In between reading about the Bezzera Strega in Google translated german and other things I have been thinking of an aspect of commercial lever machines that I do not think has been discussed, if that is possible....namely ergonomics and what this means in a historical context.
I have been drawn to the open group vintage machines for a number of reasons, including just the damn cool look...the bright shiny objects that they are, but all out front of the back panel....a group that you can massage, caress....be somewhat intimate with in a technical way of course. And one commonality is the position of the lever when pulling a shot....much is made of the wear and tear on the barista in a busy shop with a lever machine but I have found that there is a specific body movement when pulling a shot. The grip of the lever should be at height so that the arm makes about a 45 degree angle and one then leans back a bit for the first part of the movement and while leaning back, pulls the lever with a combination of shoulder, elbow and wrist. If the machine and therefore the grip is too low there is way too much elbow wear and actual lower back involvement...it is an awkward and wearing series of muscle movements, mainly on the elbow as instead of pulling straight one has to throw the elbow out to the side and this lateral elbow strain can actually be painful, even in the short term, depending on the strength of the spring , but it does not take long to wear on one with a big lever on a short counter.

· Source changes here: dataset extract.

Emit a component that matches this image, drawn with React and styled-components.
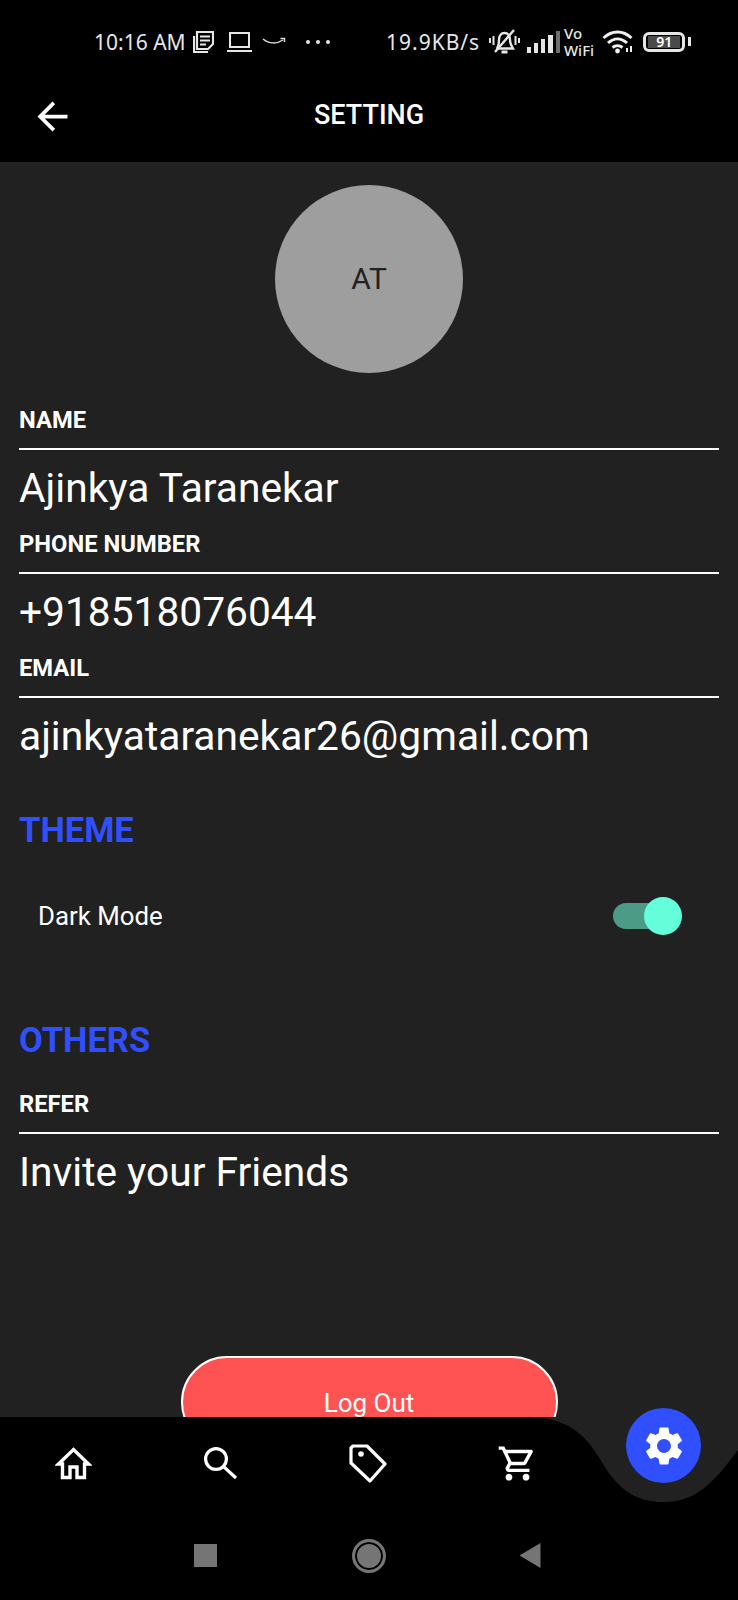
import React from "react";
import styled, { createGlobalStyle } from "styled-components";
import { MdArrowBack, MdOutlineShoppingCart, MdSettings } from "react-icons/md";

const GlobalStyle = createGlobalStyle`
  html, body {
    margin: 0;
    padding: 0;
    background: #212121;
  }
  * {
    box-sizing: border-box;
  }
`;

const fields = [
  { label: "NAME", value: "Ajinkya Taranekar" },
  { label: "PHONE NUMBER", value: "+918518076044" },
  { label: "EMAIL", value: "ajinkyataranekar26@gmail.com" },
];

function NewsIcon() {
  return (
    <svg width="21" height="22" viewBox="0 0 21 22" fill="none" stroke="#e6e6e6" strokeWidth="2.2">
      <path d="M1 5V21H15" />
      <path d="M4 1H20V13L15 18H4Z" />
      <path d="M7 5.5H17M7 9.5H17M7 13.5H13" />
    </svg>
  );
}

function LaptopIcon() {
  return (
    <svg width="25" height="20" viewBox="0 0 25 20" fill="none" stroke="#e6e6e6" strokeWidth="2">
      <rect x="3" y="1" width="19" height="14" />
      <path d="M0 19H25" />
    </svg>
  );
}

function AmazonIcon() {
  return (
    <svg width="24" height="10" viewBox="0 0 24 10" fill="none" stroke="#dcdcdc" strokeWidth="1.5">
      <path d="M1 2C7 7 15 7 21 3" />
      <path d="M18.5 1.5L22.5 1.5L22.5 5" />
    </svg>
  );
}

function BellOffIcon() {
  return (
    <svg width="31" height="26" viewBox="0 0 31 26" fill="none" stroke="#e6e6e6" strokeWidth="2.4">
      <path d="M8.5 18.5C10 16 10 14 10 11C10 7 12 4 15.5 4C19 4 21 7 21 11C21 14 22 16 24 19.5H7" />
      <path d="M12.5 23H18.5" strokeWidth="3" />
      <path d="M6 23L25 1" />
      <path d="M1 9V14M4.5 7V16M26.5 7V16M30 9V14" strokeWidth="2" />
    </svg>
  );
}

function SignalIcon() {
  return (
    <svg width="33" height="22" viewBox="0 0 33 22" fill="#e6e6e6">
      <rect x="0" y="16" width="4" height="6" />
      <rect x="7" y="12" width="4" height="10" />
      <rect x="14" y="8" width="4" height="14" />
      <rect x="21" y="4" width="5" height="18" />
      <rect x="29" y="0" width="4" height="22" fill="#6e6e6e" />
    </svg>
  );
}

function WifiIcon() {
  return (
    <svg width="33" height="24" viewBox="0 0 33 24" fill="none" stroke="#f0f0f0" strokeWidth="3">
      <path d="M1.5 8C10 0 21 0 29.5 8" />
      <path d="M6 13C12 7.5 19 7.5 25 13" />
      <path d="M10.5 17.5C13.5 15 17.5 15 20.5 17.5" />
      <circle cx="15.5" cy="21" r="2.4" fill="#f0f0f0" stroke="none" />
      <path d="M25 22V18M29 22V16" strokeWidth="2" />
    </svg>
  );
}

function HomeIcon() {
  return (
    <svg width="37" height="33" viewBox="0 0 37 33" fill="none" stroke="#fff" strokeWidth="3.4">
      <path d="M3.5 17L18.5 2.5L33.5 17H29.5V30.5H22V20H15V30.5H7.5V17Z" />
    </svg>
  );
}

function SearchIcon() {
  return (
    <svg width="34" height="33" viewBox="0 0 34 33" fill="none" stroke="#fff" strokeWidth="3.2">
      <circle cx="12" cy="12" r="10.4" />
      <path d="M20 20L32 31" />
    </svg>
  );
}

function TagIcon() {
  return (
    <svg width="38" height="39" viewBox="0 0 38 39" fill="none" stroke="#fff" strokeWidth="3.2" strokeLinejoin="round">
      <path d="M4 2H18L36 20L21 37L2 19V4Z" />
      <circle cx="12" cy="10" r="2.8" fill="#fff" stroke="none" />
    </svg>
  );
}

function NavBackground() {
  return (
    <BarShape viewBox="0 0 738 183">
      <path
        d="M0 0H525C555 0 573 8 588 25C600 40 605 52 612 60C625 76 640 85 663 85C695 85 712 68 738 33V183H0Z"
        fill="#000"
      />
    </BarShape>
  );
}

function App() {
  return (
    <>
      <GlobalStyle />
      <Page>
        <StatusBar>
          <Clock>10:16 AM</Clock>
          <NewsIcon />
          <LaptopIcon />
          <AmazonIcon />
          <Dots>
            <i />
            <i />
            <i />
          </Dots>
          <Speed>19.9KB/s</Speed>
          <BellOffIcon />
          <SignalIcon />
          <VoWifi>
            <span>Vo</span>
            <span>WiFi</span>
          </VoWifi>
          <WifiIcon />
          <Battery>
            <BatteryLevel>91</BatteryLevel>
          </Battery>
        </StatusBar>

        <Header>
          <BackButton>
            <MdArrowBack size={45} color="#fff" />
          </BackButton>
          <Title>SETTING</Title>
        </Header>

        <Main>
          <Avatar>AT</Avatar>

          {fields.map((field, idx) => (
            <Field key={idx}>
              <FieldLabel>{field.label}</FieldLabel>
              <FieldValue>{field.value}</FieldValue>
            </Field>
          ))}

          <SectionTitle $top={33}>THEME</SectionTitle>
          <SwitchRow>
            <span>Dark Mode</span>
            <Track>
              <Thumb />
            </Track>
          </SwitchRow>

          <SectionTitle $top={80}>OTHERS</SectionTitle>
          <Field $top={29}>
            <FieldLabel>REFER</FieldLabel>
            <FieldValue>Invite your Friends</FieldValue>
          </Field>

          <LogOut>Log Out</LogOut>
        </Main>

        <BottomBar>
          <NavBackground />
          <Tabs>
            <Tab>
              <HomeIcon />
            </Tab>
            <Tab>
              <SearchIcon />
            </Tab>
            <Tab>
              <TagIcon />
            </Tab>
            <CartTab>
              <MdOutlineShoppingCart size={41} color="#fff" />
            </CartTab>
          </Tabs>
          <SoftKeys>
            <SquareKey />
            <CircleKey />
            <BackKey />
          </SoftKeys>
          <Fab>
            <MdSettings size={46} color="#fff" />
          </Fab>
        </BottomBar>
      </Page>
    </>
  );
}

const Page = styled.div`
  display: flex;
  flex-direction: column;
  width: 738px;
  height: 1600px;
  overflow: hidden;
  background: #212121;
  color: #fff;
  font-family: Roboto, "Liberation Sans", sans-serif;
`;

const StatusBar = styled.div`
  display: flex;
  align-items: center;
  flex-shrink: 0;
  height: 84px;
  padding-left: 94px;
  background: #000;
  color: #e6e6e6;
  font-family: "Noto Sans", sans-serif;
  font-size: 21px;

  > svg:nth-of-type(1) {
    margin-left: 10px;
  }
  > svg:nth-of-type(2) {
    margin-left: 13px;
  }
  > svg:nth-of-type(3) {
    margin-left: 10px;
  }
  > svg:nth-of-type(4) {
    margin-left: 7px;
  }
  > svg:nth-of-type(5) {
    margin-left: 7px;
  }
  > svg:nth-of-type(6) {
    margin-left: 8px;
  }
`;

const Clock = styled.span`
  width: 89px;
  white-space: nowrap;
`;

const Dots = styled.div`
  display: flex;
  gap: 6px;
  margin-left: 20px;

  i {
    width: 4px;
    height: 4px;
    border-radius: 50%;
    background: #e6e6e6;
  }
`;

const Speed = styled.span`
  width: 96px;
  margin-left: 56px;
  white-space: nowrap;
  letter-spacing: 1px;
`;

const VoWifi = styled.div`
  display: flex;
  flex-direction: column;
  margin-left: 4px;
  font-size: 15px;
  line-height: 17px;
  font-weight: 500;
`;

const Battery = styled.div`
  position: relative;
  display: flex;
  align-items: center;
  justify-content: center;
  width: 42px;
  height: 20px;
  margin-left: 8px;
  border: 3px solid #e6e6e6;
  border-radius: 6px;

  &::after {
    content: "";
    position: absolute;
    right: -9px;
    top: 2px;
    width: 3px;
    height: 9px;
    background: #e6e6e6;
  }
`;

const BatteryLevel = styled.div`
  width: 32px;
  height: 12px;
  background: #4a4a4a;
  color: #fff;
  font-size: 14px;
  line-height: 12px;
  font-weight: 600;
  text-align: center;
`;

const Header = styled.div`
  display: grid;
  grid-template-columns: 1fr auto 1fr;
  align-items: center;
  flex-shrink: 0;
  height: 78px;
  padding-bottom: 16px;
  background: #000;
`;

const BackButton = styled.div`
  display: flex;
  margin: 2px 0 0 30px;
`;

const Title = styled.div`
  font-size: 27px;
  font-weight: 500;
`;

const Main = styled.main`
  flex: 1;
  min-height: 0;
  display: flex;
  flex-direction: column;
  padding: 23px 19px 0;
  overflow: hidden;
`;

const Avatar = styled.div`
  display: flex;
  align-items: center;
  justify-content: center;
  flex-shrink: 0;
  align-self: center;
  width: 188px;
  height: 188px;
  margin-bottom: 32px;
  padding-bottom: 2px;
  border-radius: 50%;
  background: #9e9e9e;
  color: #212121;
  font-size: 30px;
`;

const Field = styled.div`
  flex-shrink: 0;
  margin-top: ${(props) => props.$top ?? 0}px;
`;

const FieldLabel = styled.div`
  height: 45px;
  padding-bottom: 13px;
  border-bottom: 2px solid #fff;
  font-size: 23.75px;
  line-height: 30px;
  font-weight: 700;
`;

const FieldValue = styled.div`
  height: 79px;
  padding-top: 10px;
  font-size: 40.7px;
  line-height: 56px;
`;

const SectionTitle = styled.div`
  flex-shrink: 0;
  margin-top: ${(props) => props.$top}px;
  color: #304ffe;
  font-size: 34.5px;
  line-height: 40px;
  font-weight: 700;
`;

const SwitchRow = styled.div`
  display: flex;
  align-items: center;
  justify-content: space-between;
  flex-shrink: 0;
  height: 48px;
  margin-top: 42px;
  padding: 0 37px 0 19px;
  font-size: 25.8px;
`;

const Track = styled.div`
  position: relative;
  width: 60px;
  height: 26px;
  margin-right: 9px;
  border-radius: 13px;
  background: #4c9b87;
`;

const Thumb = styled.div`
  position: absolute;
  top: -6px;
  right: -9px;
  width: 38px;
  height: 38px;
  border-radius: 50%;
  background: #64ffda;
`;

const LogOut = styled.div`
  display: flex;
  align-items: center;
  justify-content: center;
  flex-shrink: 0;
  align-self: center;
  width: 377px;
  height: 92px;
  margin-top: 143px;
  padding-top: 2px;
  border: 2px solid #fff;
  border-radius: 46px;
  background: #ff5252;
  font-size: 26px;
`;

const BottomBar = styled.div`
  position: relative;
  flex-shrink: 0;
  height: 183px;
`;

const BarShape = styled.svg`
  position: absolute;
  inset: 0;
  width: 738px;
  height: 183px;
`;

const Tabs = styled.div`
  position: relative;
  display: grid;
  grid-template-columns: repeat(4, 147px);
  height: 92px;
`;

const Tab = styled.div`
  display: flex;
  align-items: center;
  justify-content: center;
`;

const CartTab = styled(Tab)`
  padding-left: 5px;
`;

const SoftKeys = styled.div`
  position: relative;
  display: grid;
  grid-template-columns: repeat(3, 164px);
  justify-content: center;
  justify-items: center;
  align-items: center;
  height: 91px;
  padding-top: 2px;
`;

const SquareKey = styled.div`
  width: 23px;
  height: 23px;
  background: #757575;
`;

const CircleKey = styled.div`
  width: 34px;
  height: 34px;
  border: 3px solid #757575;
  border-radius: 50%;
  background: #757575;
  box-shadow: inset 0 0 0 2px #000;
`;

const BackKey = styled.div`
  width: 21px;
  height: 25px;
  margin-right: 6px;
  background: #757575;
  clip-path: polygon(100% 0, 100% 100%, 0 50%);
`;

const Fab = styled.div`
  position: absolute;
  top: -9px;
  left: 626px;
  display: flex;
  align-items: center;
  justify-content: center;
  width: 75px;
  height: 75px;
  border-radius: 50%;
  background: #304ffe;
`;

export default App;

And recently I have been working on some machines with a big cantilever front....Astoria and La San Marco, Rancilio and La Cimbali as well but I have not been working on these....and in this design there is no group caressing and the water level gauge is impossible to see and steaming is at about knee level if the machine is placed on a normal height kitchen counter. The pull is off and awkward et al. But with the grip at arms length the controls of the work place are all in the right area for a nice ergonomic lock, pull and steam. This placement also removes even the remote possibility of slipping the grip and knocking most of your teeth out as your teeth are so far away from the action that is is out of even remote possibility.
So it occurred to me that there has not only been an evolution of machine design but also of counter height and overall approach to an espresso bar or cafe. A lever machine had to be HIGH for the barista to comfortably and efficiently operate it and so it had to sit on a high counter....too high for a customer to stand at, therefore the machine was on the back bar or the side.
So when the pump machines came along, first having an E61 group grafted onto an lever body, the machines stayed the same until they suddenly collapsed and allowed the barista to not have the machine up so high and the machine moved to the front counter from the back, and the counter became lower.
But it all goes back to the height of that lever grip.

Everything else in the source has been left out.